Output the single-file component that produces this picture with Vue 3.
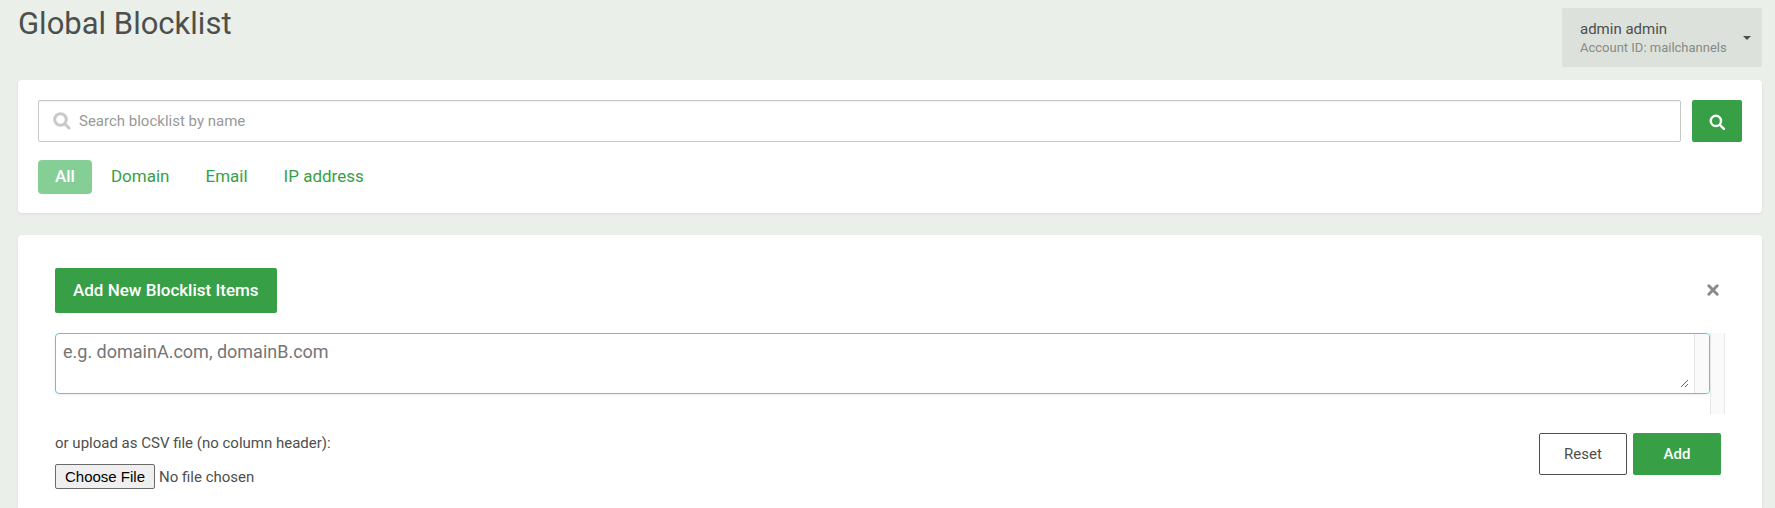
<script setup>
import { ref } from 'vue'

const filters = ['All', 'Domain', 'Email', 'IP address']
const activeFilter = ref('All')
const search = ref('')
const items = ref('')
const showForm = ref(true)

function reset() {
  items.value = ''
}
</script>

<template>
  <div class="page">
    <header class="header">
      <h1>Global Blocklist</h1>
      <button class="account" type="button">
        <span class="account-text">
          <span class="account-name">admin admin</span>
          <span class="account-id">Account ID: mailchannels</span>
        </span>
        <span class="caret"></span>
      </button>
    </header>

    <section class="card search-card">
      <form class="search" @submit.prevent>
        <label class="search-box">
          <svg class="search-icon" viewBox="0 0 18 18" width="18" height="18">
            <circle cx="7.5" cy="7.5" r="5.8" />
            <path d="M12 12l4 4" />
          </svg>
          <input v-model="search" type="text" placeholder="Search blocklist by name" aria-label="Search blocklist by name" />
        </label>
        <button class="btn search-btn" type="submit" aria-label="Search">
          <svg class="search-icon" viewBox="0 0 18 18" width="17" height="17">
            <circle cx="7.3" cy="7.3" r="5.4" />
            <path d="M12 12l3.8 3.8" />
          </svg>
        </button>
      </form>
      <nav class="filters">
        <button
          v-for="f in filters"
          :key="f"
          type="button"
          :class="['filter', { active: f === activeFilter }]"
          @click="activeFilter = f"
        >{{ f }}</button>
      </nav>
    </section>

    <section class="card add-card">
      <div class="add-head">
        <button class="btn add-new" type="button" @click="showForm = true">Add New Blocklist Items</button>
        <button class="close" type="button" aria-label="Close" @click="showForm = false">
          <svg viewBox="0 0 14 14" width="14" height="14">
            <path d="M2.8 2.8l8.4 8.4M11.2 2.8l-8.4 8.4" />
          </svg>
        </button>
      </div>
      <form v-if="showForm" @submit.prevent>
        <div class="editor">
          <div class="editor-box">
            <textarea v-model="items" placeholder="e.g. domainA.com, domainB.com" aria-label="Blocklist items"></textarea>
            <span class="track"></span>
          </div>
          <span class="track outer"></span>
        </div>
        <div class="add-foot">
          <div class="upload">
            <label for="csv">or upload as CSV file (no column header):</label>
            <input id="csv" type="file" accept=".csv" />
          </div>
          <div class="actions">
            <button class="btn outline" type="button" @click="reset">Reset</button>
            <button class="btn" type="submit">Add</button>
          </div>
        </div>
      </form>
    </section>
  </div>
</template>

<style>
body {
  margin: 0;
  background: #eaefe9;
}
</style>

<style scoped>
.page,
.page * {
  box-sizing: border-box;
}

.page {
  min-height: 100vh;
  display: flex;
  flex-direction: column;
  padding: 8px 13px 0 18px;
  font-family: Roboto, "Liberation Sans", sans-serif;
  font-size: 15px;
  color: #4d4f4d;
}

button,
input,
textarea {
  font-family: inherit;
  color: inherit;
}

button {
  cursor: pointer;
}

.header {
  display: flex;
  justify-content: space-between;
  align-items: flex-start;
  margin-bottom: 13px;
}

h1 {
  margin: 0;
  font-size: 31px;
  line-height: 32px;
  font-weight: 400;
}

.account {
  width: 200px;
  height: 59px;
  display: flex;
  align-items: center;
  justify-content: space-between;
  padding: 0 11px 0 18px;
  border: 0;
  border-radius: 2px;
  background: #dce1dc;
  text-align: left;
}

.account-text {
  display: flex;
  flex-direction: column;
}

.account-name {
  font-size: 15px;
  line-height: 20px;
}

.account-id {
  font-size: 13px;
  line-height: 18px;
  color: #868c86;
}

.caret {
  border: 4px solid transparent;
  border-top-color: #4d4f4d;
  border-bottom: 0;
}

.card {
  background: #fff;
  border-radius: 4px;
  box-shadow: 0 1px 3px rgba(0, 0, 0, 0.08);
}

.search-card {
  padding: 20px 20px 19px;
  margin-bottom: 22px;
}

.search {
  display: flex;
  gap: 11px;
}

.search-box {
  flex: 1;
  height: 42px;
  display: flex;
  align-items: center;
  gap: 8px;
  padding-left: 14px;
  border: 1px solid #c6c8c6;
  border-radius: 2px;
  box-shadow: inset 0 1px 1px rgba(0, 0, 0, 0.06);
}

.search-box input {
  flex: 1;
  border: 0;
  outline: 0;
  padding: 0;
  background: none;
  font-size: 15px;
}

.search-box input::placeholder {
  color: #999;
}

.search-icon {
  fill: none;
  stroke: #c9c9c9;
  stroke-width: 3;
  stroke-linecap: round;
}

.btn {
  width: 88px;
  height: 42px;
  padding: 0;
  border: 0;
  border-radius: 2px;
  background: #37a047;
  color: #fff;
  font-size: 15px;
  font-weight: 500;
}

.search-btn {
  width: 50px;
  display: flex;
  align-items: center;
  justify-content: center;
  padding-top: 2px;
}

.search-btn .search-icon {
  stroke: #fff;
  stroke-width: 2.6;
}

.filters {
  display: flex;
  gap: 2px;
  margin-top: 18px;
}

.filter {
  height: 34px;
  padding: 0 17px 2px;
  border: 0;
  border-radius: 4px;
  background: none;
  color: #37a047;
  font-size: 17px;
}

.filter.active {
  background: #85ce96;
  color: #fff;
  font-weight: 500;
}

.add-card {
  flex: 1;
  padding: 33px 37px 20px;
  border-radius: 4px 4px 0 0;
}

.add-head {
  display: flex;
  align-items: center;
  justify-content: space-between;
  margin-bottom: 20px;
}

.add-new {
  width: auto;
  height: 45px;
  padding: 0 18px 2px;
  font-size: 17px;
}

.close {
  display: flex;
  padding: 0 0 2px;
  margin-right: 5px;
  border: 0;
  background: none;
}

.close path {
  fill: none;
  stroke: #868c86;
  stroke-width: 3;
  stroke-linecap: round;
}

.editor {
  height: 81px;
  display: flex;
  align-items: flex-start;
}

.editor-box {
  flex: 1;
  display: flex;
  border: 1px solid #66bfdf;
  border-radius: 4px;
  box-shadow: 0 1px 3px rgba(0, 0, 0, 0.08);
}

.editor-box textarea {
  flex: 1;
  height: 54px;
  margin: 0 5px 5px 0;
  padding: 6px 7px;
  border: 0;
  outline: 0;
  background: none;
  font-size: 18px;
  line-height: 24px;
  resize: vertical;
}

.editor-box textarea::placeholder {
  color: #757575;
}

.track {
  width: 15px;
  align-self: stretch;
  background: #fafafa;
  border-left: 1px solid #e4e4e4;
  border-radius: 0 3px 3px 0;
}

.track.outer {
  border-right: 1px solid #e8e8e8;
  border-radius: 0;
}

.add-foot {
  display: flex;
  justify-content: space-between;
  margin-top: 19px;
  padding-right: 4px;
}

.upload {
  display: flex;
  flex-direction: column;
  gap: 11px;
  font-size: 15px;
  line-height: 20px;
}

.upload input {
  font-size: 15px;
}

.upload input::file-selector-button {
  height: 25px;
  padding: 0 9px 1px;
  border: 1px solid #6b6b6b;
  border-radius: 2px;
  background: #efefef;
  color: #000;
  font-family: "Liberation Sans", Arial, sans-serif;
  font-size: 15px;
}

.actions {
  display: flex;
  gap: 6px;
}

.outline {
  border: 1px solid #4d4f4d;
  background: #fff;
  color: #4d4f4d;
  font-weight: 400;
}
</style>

━━━━━━

◆ WHAT THIS TASK INVOLVES:
Repeat the listing in full and exactly. Do not include any images.

◆ WRITTEN RESPONSE:
Output the single-file component that produces this picture with Vue 3.
<script setup>
import { ref } from 'vue'

const filters = ['All', 'Domain', 'Email', 'IP address']
const activeFilter = ref('All')
const search = ref('')
const items = ref('')
const showForm = ref(true)

function reset() {
  items.value = ''
}
</script>

<template>
  <div class="page">
    <header class="header">
      <h1>Global Blocklist</h1>
      <button class="account" type="button">
        <span class="account-text">
          <span class="account-name">admin admin</span>
          <span class="account-id">Account ID: mailchannels</span>
        </span>
        <span class="caret"></span>
      </button>
    </header>

    <section class="card search-card">
      <form class="search" @submit.prevent>
        <label class="search-box">
          <svg class="search-icon" viewBox="0 0 18 18" width="18" height="18">
            <circle cx="7.5" cy="7.5" r="5.8" />
            <path d="M12 12l4 4" />
          </svg>
          <input v-model="search" type="text" placeholder="Search blocklist by name" aria-label="Search blocklist by name" />
        </label>
        <button class="btn search-btn" type="submit" aria-label="Search">
          <svg class="search-icon" viewBox="0 0 18 18" width="17" height="17">
            <circle cx="7.3" cy="7.3" r="5.4" />
            <path d="M12 12l3.8 3.8" />
          </svg>
        </button>
      </form>
      <nav class="filters">
        <button
          v-for="f in filters"
          :key="f"
          type="button"
          :class="['filter', { active: f === activeFilter }]"
          @click="activeFilter = f"
        >{{ f }}</button>
      </nav>
    </section>

    <section class="card add-card">
      <div class="add-head">
        <button class="btn add-new" type="button" @click="showForm = true">Add New Blocklist Items</button>
        <button class="close" type="button" aria-label="Close" @click="showForm = false">
          <svg viewBox="0 0 14 14" width="14" height="14">
            <path d="M2.8 2.8l8.4 8.4M11.2 2.8l-8.4 8.4" />
          </svg>
        </button>
      </div>
      <form v-if="showForm" @submit.prevent>
        <div class="editor">
          <div class="editor-box">
            <textarea v-model="items" placeholder="e.g. domainA.com, domainB.com" aria-label="Blocklist items"></textarea>
            <span class="track"></span>
          </div>
          <span class="track outer"></span>
        </div>
        <div class="add-foot">
          <div class="upload">
            <label for="csv">or upload as CSV file (no column header):</label>
            <input id="csv" type="file" accept=".csv" />
          </div>
          <div class="actions">
            <button class="btn outline" type="button" @click="reset">Reset</button>
            <button class="btn" type="submit">Add</button>
          </div>
        </div>
      </form>
    </section>
  </div>
</template>

<style>
body {
  margin: 0;
  background: #eaefe9;
}
</style>

<style scoped>
.page,
.page * {
  box-sizing: border-box;
}

.page {
  min-height: 100vh;
  display: flex;
  flex-direction: column;
  padding: 8px 13px 0 18px;
  font-family: Roboto, "Liberation Sans", sans-serif;
  font-size: 15px;
  color: #4d4f4d;
}

button,
input,
textarea {
  font-family: inherit;
  color: inherit;
}

button {
  cursor: pointer;
}

.header {
  display: flex;
  justify-content: space-between;
  align-items: flex-start;
  margin-bottom: 13px;
}

h1 {
  margin: 0;
  font-size: 31px;
  line-height: 32px;
  font-weight: 400;
}

.account {
  width: 200px;
  height: 59px;
  display: flex;
  align-items: center;
  justify-content: space-between;
  padding: 0 11px 0 18px;
  border: 0;
  border-radius: 2px;
  background: #dce1dc;
  text-align: left;
}

.account-text {
  display: flex;
  flex-direction: column;
}

.account-name {
  font-size: 15px;
  line-height: 20px;
}

.account-id {
  font-size: 13px;
  line-height: 18px;
  color: #868c86;
}

.caret {
  border: 4px solid transparent;
  border-top-color: #4d4f4d;
  border-bottom: 0;
}

.card {
  background: #fff;
  border-radius: 4px;
  box-shadow: 0 1px 3px rgba(0, 0, 0, 0.08);
}

.search-card {
  padding: 20px 20px 19px;
  margin-bottom: 22px;
}

.search {
  display: flex;
  gap: 11px;
}

.search-box {
  flex: 1;
  height: 42px;
  display: flex;
  align-items: center;
  gap: 8px;
  padding-left: 14px;
  border: 1px solid #c6c8c6;
  border-radius: 2px;
  box-shadow: inset 0 1px 1px rgba(0, 0, 0, 0.06);
}

.search-box input {
  flex: 1;
  border: 0;
  outline: 0;
  padding: 0;
  background: none;
  font-size: 15px;
}

.search-box input::placeholder {
  color: #999;
}

.search-icon {
  fill: none;
  stroke: #c9c9c9;
  stroke-width: 3;
  stroke-linecap: round;
}

.btn {
  width: 88px;
  height: 42px;
  padding: 0;
  border: 0;
  border-radius: 2px;
  background: #37a047;
  color: #fff;
  font-size: 15px;
  font-weight: 500;
}

.search-btn {
  width: 50px;
  display: flex;
  align-items: center;
  justify-content: center;
  padding-top: 2px;
}

.search-btn .search-icon {
  stroke: #fff;
  stroke-width: 2.6;
}

.filters {
  display: flex;
  gap: 2px;
  margin-top: 18px;
}

.filter {
  height: 34px;
  padding: 0 17px 2px;
  border: 0;
  border-radius: 4px;
  background: none;
  color: #37a047;
  font-size: 17px;
}

.filter.active {
  background: #85ce96;
  color: #fff;
  font-weight: 500;
}

.add-card {
  flex: 1;
  padding: 33px 37px 20px;
  border-radius: 4px 4px 0 0;
}

.add-head {
  display: flex;
  align-items: center;
  justify-content: space-between;
  margin-bottom: 20px;
}

.add-new {
  width: auto;
  height: 45px;
  padding: 0 18px 2px;
  font-size: 17px;
}

.close {
  display: flex;
  padding: 0 0 2px;
  margin-right: 5px;
  border: 0;
  background: none;
}

.close path {
  fill: none;
  stroke: #868c86;
  stroke-width: 3;
  stroke-linecap: round;
}

.editor {
  height: 81px;
  display: flex;
  align-items: flex-start;
}

.editor-box {
  flex: 1;
  display: flex;
  border: 1px solid #66bfdf;
  border-radius: 4px;
  box-shadow: 0 1px 3px rgba(0, 0, 0, 0.08);
}

.editor-box textarea {
  flex: 1;
  height: 54px;
  margin: 0 5px 5px 0;
  padding: 6px 7px;
  border: 0;
  outline: 0;
  background: none;
  font-size: 18px;
  line-height: 24px;
  resize: vertical;
}

.editor-box textarea::placeholder {
  color: #757575;
}

.track {
  width: 15px;
  align-self: stretch;
  background: #fafafa;
  border-left: 1px solid #e4e4e4;
  border-radius: 0 3px 3px 0;
}

.track.outer {
  border-right: 1px solid #e8e8e8;
  border-radius: 0;
}

.add-foot {
  display: flex;
  justify-content: space-between;
  margin-top: 19px;
  padding-right: 4px;
}

.upload {
  display: flex;
  flex-direction: column;
  gap: 11px;
  font-size: 15px;
  line-height: 20px;
}

.upload input {
  font-size: 15px;
}

.upload input::file-selector-button {
  height: 25px;
  padding: 0 9px 1px;
  border: 1px solid #6b6b6b;
  border-radius: 2px;
  background: #efefef;
  color: #000;
  font-family: "Liberation Sans", Arial, sans-serif;
  font-size: 15px;
}

.actions {
  display: flex;
  gap: 6px;
}

.outline {
  border: 1px solid #4d4f4d;
  background: #fff;
  color: #4d4f4d;
  font-weight: 400;
}
</style>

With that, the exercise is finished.